診室隔音很好,現下只有紙張翻閱的聲音,顧嶼安戴上了金絲框眼鏡,仔細地翻閱著她的病例本,隨口問道:“有多久了?”
許微言微微抬頭,默了會,然後回答道:“半個多月了吧。”
她的聲音如細蚊一樣小,顧嶼安抬眸望了她一眼。
“給我看看。”他簡言道。
許微言愣愣的看著他:“什麼?”,她沒明白過來。
顧嶼安皺了皺眉,沒什麼耐心地再次說道:“我得需要看看患處。”
許微言瞭然,趕忙把手抬起來給他看,她的手本來只是一些輕微的腫痛,方才胡亂伸手的時候沒注意,現下腫的更厲害了,還刺痛的很,一抬起來,便使她禁不住縮了縮,眼底擠出了些淚出來。
顧嶼安放下握著的筆,輕輕從下面托住她的手,兩手相接,肌膚觸感讓許微言不自在的移開了目光,可那人只是專注的看著患處。
他的指尖冰冰涼涼的,不知是什麼原因,許微言覺得疼痛緩和了很多。
“怎麼現在才來看?”
看起來似乎是有些腫脹的厲害,許微言快速收回自己的手,用另一隻手按著縮回桌子下面,“其實不嚴重的,只是方才用了些力,它腫起來了,所以看著嚴重。”她替自己辯駁道。
“是不嚴重,再晚些來,你可以直接上手術檯了。”
顧嶼安將她的病歷本遞給她,上面添了許多字跡,雖潦草,但大多看得清。
“腱鞘炎,拿著單子去拿藥,按時接受治療。”顧嶼安給她解釋道。
“好。”許微言接過單子站起身,她早已坐立不住了,出於禮貌,她還是說道:“謝謝你...顧醫生。”
“等一下。”顧嶼安叫住她,隨後扔了一疊便利貼到她面前的桌上,“姓名,聯絡方式。”
許微言默了默,還是問道:“看病需要這個嗎?”
顧嶼安單手撐住下巴,骨節分明,修長細白的手指落進她眼中,無名指上正巧合適的素銀色戒指尤為顯眼,許微言一時晃了神。
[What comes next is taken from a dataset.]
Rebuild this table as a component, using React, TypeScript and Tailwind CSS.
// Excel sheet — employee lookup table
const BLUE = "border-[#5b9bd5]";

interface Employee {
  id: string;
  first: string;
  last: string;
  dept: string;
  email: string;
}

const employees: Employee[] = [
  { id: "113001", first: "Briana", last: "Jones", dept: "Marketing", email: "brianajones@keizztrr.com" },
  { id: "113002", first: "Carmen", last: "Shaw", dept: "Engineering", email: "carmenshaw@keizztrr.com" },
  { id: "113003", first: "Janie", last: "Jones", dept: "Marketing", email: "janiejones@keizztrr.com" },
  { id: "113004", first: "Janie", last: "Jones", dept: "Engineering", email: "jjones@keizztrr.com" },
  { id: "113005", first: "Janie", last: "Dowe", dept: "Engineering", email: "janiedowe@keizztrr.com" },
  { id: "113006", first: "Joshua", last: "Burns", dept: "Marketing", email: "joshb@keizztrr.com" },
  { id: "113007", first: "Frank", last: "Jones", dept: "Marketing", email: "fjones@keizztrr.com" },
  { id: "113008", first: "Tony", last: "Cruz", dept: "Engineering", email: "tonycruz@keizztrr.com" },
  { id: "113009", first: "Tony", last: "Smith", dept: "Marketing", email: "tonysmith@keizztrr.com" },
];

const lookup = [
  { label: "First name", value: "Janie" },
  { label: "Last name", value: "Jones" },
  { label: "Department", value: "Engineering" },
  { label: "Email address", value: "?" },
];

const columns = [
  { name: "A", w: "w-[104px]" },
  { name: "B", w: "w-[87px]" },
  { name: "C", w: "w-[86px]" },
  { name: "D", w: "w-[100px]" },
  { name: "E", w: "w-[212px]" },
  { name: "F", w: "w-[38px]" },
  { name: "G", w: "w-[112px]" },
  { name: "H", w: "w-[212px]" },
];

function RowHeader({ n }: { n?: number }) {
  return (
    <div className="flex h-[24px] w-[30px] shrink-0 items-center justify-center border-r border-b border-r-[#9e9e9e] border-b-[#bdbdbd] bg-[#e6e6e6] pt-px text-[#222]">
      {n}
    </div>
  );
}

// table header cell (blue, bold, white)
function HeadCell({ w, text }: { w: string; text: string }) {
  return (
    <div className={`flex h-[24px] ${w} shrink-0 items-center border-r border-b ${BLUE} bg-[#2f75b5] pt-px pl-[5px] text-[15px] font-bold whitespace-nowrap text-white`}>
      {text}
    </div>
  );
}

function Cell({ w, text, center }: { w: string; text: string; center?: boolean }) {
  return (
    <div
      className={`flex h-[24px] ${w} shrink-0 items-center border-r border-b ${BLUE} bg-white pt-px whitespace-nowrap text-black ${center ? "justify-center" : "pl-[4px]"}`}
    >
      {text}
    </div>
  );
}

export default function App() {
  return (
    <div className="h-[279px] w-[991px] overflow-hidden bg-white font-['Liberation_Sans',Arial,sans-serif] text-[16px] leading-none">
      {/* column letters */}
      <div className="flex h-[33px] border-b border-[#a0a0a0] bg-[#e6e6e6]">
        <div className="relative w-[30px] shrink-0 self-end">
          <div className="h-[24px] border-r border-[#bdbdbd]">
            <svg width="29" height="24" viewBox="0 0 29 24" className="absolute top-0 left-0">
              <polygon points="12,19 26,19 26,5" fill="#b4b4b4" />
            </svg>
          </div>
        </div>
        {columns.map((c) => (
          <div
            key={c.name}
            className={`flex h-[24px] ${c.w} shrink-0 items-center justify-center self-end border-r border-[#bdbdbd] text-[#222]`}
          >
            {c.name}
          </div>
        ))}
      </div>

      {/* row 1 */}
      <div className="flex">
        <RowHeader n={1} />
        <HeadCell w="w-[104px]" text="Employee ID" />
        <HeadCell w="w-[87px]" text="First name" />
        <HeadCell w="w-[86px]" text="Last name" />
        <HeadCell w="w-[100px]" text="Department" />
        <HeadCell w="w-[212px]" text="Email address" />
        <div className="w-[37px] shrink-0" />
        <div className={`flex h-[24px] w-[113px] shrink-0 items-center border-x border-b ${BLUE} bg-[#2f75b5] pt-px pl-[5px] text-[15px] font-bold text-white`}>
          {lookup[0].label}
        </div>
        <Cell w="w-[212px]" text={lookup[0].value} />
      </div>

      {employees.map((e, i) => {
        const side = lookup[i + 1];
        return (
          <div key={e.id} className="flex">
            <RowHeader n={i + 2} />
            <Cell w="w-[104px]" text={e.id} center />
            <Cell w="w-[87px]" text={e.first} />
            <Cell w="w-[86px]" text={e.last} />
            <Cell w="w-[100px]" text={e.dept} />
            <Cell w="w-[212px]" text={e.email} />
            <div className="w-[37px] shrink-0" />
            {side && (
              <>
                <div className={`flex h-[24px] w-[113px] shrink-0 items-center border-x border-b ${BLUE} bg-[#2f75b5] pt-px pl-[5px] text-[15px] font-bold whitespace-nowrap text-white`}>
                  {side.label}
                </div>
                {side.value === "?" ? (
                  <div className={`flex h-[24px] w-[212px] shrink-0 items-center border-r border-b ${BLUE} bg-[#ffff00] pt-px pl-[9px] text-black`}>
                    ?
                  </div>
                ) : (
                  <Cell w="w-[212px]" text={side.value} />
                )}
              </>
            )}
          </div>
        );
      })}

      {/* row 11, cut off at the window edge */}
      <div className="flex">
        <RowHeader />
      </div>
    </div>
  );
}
“許小姐,你該不會是以為我想和你續舊情吧?”他輕笑,嘲意很明顯。
許微言回神,垂下了頭,聽著他的下言:“你掛這科室的號,應該出了不少錢吧,當然,對於你這樣的大提琴家來說,這點錢應該不算什麼,但我是醫生,你既然花了錢在我這裡看病,我就得對你負責任。”
“請你不要誤會。”最後的幾聲落得很重,許微言聽不下去了,拿起筆快速在紙上寫下自己的資訊,然後快步走了出去,沒有帶一絲停頓。
沒有什麼比心上人的嘲諷更傷人。
人走後,顧嶼安才前傾拿起便利貼,把那張撕了下來,他用手細細摩梭了一遍上面的每一個字,而後握在手心裡緊了緊,直至紙條皺成了半團。
許微言快步走到了醫院大門,手上拎著的白色透明袋子裝著倆盒子藥,她把東西放進了包裡,烈日曬得人面板火辣辣的疼,有些小姑娘甚至打起了傘,說說笑笑的摟著男朋友路過。
許微言乾巴巴的站了會,一箇中學打扮的女孩猶豫的在她旁邊停了停,然後忍不住輕聲問她:“姐姐,你是不是不舒服呀。”
她指了指許微言的手,“是太疼了嗎?”
許微言沒答,無神的看著她,女孩動作匆忙的從書包裡拿出紙巾塞進她手裡:“姐姐,我上學要遲到了,不能安慰你了,你別哭了,實在不行就去讓醫生開些止疼的給你吧。”
說完這話,她衝許微言笑了笑,跑著走了。